> STATED GOAL
Copy out every line exactly, passing over the pictures.

• • • • • • •

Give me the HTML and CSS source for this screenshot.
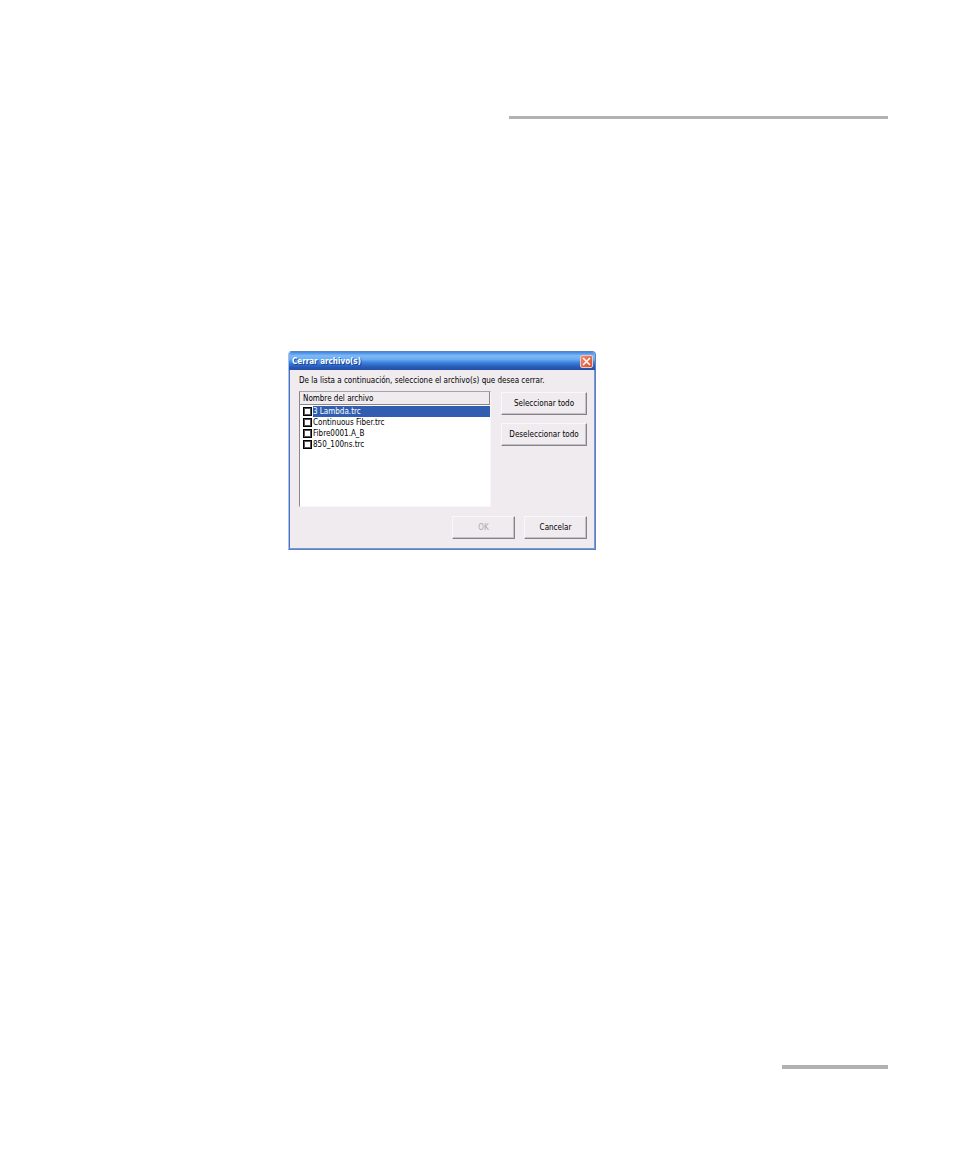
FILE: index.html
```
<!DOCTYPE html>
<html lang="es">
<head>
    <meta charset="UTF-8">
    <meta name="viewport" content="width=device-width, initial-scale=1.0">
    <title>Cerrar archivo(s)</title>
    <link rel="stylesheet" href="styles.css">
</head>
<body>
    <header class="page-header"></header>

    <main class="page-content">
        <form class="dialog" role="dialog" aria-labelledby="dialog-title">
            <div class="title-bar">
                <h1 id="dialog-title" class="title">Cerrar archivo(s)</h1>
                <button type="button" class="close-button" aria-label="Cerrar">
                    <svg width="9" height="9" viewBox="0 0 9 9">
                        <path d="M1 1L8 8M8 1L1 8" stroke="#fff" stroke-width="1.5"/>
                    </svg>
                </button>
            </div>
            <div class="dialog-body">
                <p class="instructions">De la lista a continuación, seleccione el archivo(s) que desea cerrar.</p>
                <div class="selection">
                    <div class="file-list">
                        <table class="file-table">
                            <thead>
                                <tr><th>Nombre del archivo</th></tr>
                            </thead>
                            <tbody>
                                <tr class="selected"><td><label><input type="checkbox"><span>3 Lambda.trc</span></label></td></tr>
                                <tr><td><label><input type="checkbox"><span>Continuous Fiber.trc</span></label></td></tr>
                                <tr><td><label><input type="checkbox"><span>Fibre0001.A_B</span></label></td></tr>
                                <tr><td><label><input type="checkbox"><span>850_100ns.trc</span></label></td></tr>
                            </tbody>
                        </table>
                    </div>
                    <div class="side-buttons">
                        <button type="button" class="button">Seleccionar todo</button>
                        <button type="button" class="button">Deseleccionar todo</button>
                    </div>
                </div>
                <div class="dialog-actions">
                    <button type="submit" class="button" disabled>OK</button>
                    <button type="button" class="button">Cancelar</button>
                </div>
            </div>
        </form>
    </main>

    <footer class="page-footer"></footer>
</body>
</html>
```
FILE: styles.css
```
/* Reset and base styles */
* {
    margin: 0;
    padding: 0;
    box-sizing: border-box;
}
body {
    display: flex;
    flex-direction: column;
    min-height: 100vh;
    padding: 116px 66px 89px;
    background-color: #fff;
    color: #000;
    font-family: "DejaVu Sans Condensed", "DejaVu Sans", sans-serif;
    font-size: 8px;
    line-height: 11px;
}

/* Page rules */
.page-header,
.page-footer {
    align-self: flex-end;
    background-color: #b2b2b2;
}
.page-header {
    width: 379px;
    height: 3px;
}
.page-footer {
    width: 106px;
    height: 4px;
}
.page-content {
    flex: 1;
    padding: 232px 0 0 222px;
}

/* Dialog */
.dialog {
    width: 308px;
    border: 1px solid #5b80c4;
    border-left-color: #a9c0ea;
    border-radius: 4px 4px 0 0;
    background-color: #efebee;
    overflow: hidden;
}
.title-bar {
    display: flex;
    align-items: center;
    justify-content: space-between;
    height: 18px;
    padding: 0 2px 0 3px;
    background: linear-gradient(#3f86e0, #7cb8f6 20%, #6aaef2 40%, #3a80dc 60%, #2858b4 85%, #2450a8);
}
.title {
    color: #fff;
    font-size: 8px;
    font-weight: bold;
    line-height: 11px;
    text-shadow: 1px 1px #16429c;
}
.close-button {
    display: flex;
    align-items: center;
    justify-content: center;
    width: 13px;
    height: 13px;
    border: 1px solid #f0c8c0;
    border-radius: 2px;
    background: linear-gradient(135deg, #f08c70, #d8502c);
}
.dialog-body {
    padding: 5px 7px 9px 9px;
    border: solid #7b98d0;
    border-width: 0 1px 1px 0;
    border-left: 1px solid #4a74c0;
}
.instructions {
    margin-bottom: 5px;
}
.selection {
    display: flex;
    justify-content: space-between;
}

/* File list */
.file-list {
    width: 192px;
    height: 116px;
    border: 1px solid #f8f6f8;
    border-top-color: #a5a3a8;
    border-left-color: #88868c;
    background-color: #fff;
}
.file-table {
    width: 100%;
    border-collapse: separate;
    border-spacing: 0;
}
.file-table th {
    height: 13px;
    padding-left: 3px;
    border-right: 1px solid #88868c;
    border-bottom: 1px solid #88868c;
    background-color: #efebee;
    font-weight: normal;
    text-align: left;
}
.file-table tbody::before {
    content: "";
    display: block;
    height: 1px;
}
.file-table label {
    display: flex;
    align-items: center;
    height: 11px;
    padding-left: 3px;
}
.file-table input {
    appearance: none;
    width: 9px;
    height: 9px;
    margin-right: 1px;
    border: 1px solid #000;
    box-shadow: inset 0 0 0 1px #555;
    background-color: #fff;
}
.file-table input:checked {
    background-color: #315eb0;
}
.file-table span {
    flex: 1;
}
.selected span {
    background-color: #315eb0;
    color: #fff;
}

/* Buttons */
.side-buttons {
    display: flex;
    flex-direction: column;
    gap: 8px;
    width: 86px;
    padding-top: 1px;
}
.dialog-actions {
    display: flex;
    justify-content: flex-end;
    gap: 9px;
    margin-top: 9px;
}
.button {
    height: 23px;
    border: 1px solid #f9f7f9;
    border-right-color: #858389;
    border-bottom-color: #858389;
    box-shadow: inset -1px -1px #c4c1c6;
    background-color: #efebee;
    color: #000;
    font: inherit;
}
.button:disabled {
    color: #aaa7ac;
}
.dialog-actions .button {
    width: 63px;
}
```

• • • • • • •

> SOLVED PROBLEM
Give me the HTML and CSS source for this screenshot.
FILE: index.html
```
<!DOCTYPE html>
<html lang="es">
<head>
    <meta charset="UTF-8">
    <meta name="viewport" content="width=device-width, initial-scale=1.0">
    <title>Cerrar archivo(s)</title>
    <link rel="stylesheet" href="styles.css">
</head>
<body>
    <header class="page-header"></header>

    <main class="page-content">
        <form class="dialog" role="dialog" aria-labelledby="dialog-title">
            <div class="title-bar">
                <h1 id="dialog-title" class="title">Cerrar archivo(s)</h1>
                <button type="button" class="close-button" aria-label="Cerrar">
                    <svg width="9" height="9" viewBox="0 0 9 9">
                        <path d="M1 1L8 8M8 1L1 8" stroke="#fff" stroke-width="1.5"/>
                    </svg>
                </button>
            </div>
            <div class="dialog-body">
                <p class="instructions">De la lista a continuación, seleccione el archivo(s) que desea cerrar.</p>
                <div class="selection">
                    <div class="file-list">
                        <table class="file-table">
                            <thead>
                                <tr><th>Nombre del archivo</th></tr>
                            </thead>
                            <tbody>
                                <tr class="selected"><td><label><input type="checkbox"><span>3 Lambda.trc</span></label></td></tr>
                                <tr><td><label><input type="checkbox"><span>Continuous Fiber.trc</span></label></td></tr>
                                <tr><td><label><input type="checkbox"><span>Fibre0001.A_B</span></label></td></tr>
                                <tr><td><label><input type="checkbox"><span>850_100ns.trc</span></label></td></tr>
                            </tbody>
                        </table>
                    </div>
                    <div class="side-buttons">
                        <button type="button" class="button">Seleccionar todo</button>
                        <button type="button" class="button">Deseleccionar todo</button>
                    </div>
                </div>
                <div class="dialog-actions">
                    <button type="submit" class="button" disabled>OK</button>
                    <button type="button" class="button">Cancelar</button>
                </div>
            </div>
        </form>
    </main>

    <footer class="page-footer"></footer>
</body>
</html>
```
FILE: styles.css
```
/* Reset and base styles */
* {
    margin: 0;
    padding: 0;
    box-sizing: border-box;
}
body {
    display: flex;
    flex-direction: column;
    min-height: 100vh;
    padding: 116px 66px 89px;
    background-color: #fff;
    color: #000;
    font-family: "DejaVu Sans Condensed", "DejaVu Sans", sans-serif;
    font-size: 8px;
    line-height: 11px;
}

/* Page rules */
.page-header,
.page-footer {
    align-self: flex-end;
    background-color: #b2b2b2;
}
.page-header {
    width: 379px;
    height: 3px;
}
.page-footer {
    width: 106px;
    height: 4px;
}
.page-content {
    flex: 1;
    padding: 232px 0 0 222px;
}

/* Dialog */
.dialog {
    width: 308px;
    border: 1px solid #5b80c4;
    border-left-color: #a9c0ea;
    border-radius: 4px 4px 0 0;
    background-color: #efebee;
    overflow: hidden;
}
.title-bar {
    display: flex;
    align-items: center;
    justify-content: space-between;
    height: 18px;
    padding: 0 2px 0 3px;
    background: linear-gradient(#3f86e0, #7cb8f6 20%, #6aaef2 40%, #3a80dc 60%, #2858b4 85%, #2450a8);
}
.title {
    color: #fff;
    font-size: 8px;
    font-weight: bold;
    line-height: 11px;
    text-shadow: 1px 1px #16429c;
}
.close-button {
    display: flex;
    align-items: center;
    justify-content: center;
    width: 13px;
    height: 13px;
    border: 1px solid #f0c8c0;
    border-radius: 2px;
    background: linear-gradient(135deg, #f08c70, #d8502c);
}
.dialog-body {
    padding: 5px 7px 9px 9px;
    border: solid #7b98d0;
    border-width: 0 1px 1px 0;
    border-left: 1px solid #4a74c0;
}
.instructions {
    margin-bottom: 5px;
}
.selection {
    display: flex;
    justify-content: space-between;
}

/* File list */
.file-list {
    width: 192px;
    height: 116px;
    border: 1px solid #f8f6f8;
    border-top-color: #a5a3a8;
    border-left-color: #88868c;
    background-color: #fff;
}
.file-table {
    width: 100%;
    border-collapse: separate;
    border-spacing: 0;
}
.file-table th {
    height: 13px;
    padding-left: 3px;
    border-right: 1px solid #88868c;
    border-bottom: 1px solid #88868c;
    background-color: #efebee;
    font-weight: normal;
    text-align: left;
}
.file-table tbody::before {
    content: "";
    display: block;
    height: 1px;
}
.file-table label {
    display: flex;
    align-items: center;
    height: 11px;
    padding-left: 3px;
}
.file-table input {
    appearance: none;
    width: 9px;
    height: 9px;
    margin-right: 1px;
    border: 1px solid #000;
    box-shadow: inset 0 0 0 1px #555;
    background-color: #fff;
}
.file-table input:checked {
    background-color: #315eb0;
}
.file-table span {
    flex: 1;
}
.selected span {
    background-color: #315eb0;
    color: #fff;
}

/* Buttons */
.side-buttons {
    display: flex;
    flex-direction: column;
    gap: 8px;
    width: 86px;
    padding-top: 1px;
}
.dialog-actions {
    display: flex;
    justify-content: flex-end;
    gap: 9px;
    margin-top: 9px;
}
.button {
    height: 23px;
    border: 1px solid #f9f7f9;
    border-right-color: #858389;
    border-bottom-color: #858389;
    box-shadow: inset -1px -1px #c4c1c6;
    background-color: #efebee;
    color: #000;
    font: inherit;
}
.button:disabled {
    color: #aaa7ac;
}
.dialog-actions .button {
    width: 63px;
}
```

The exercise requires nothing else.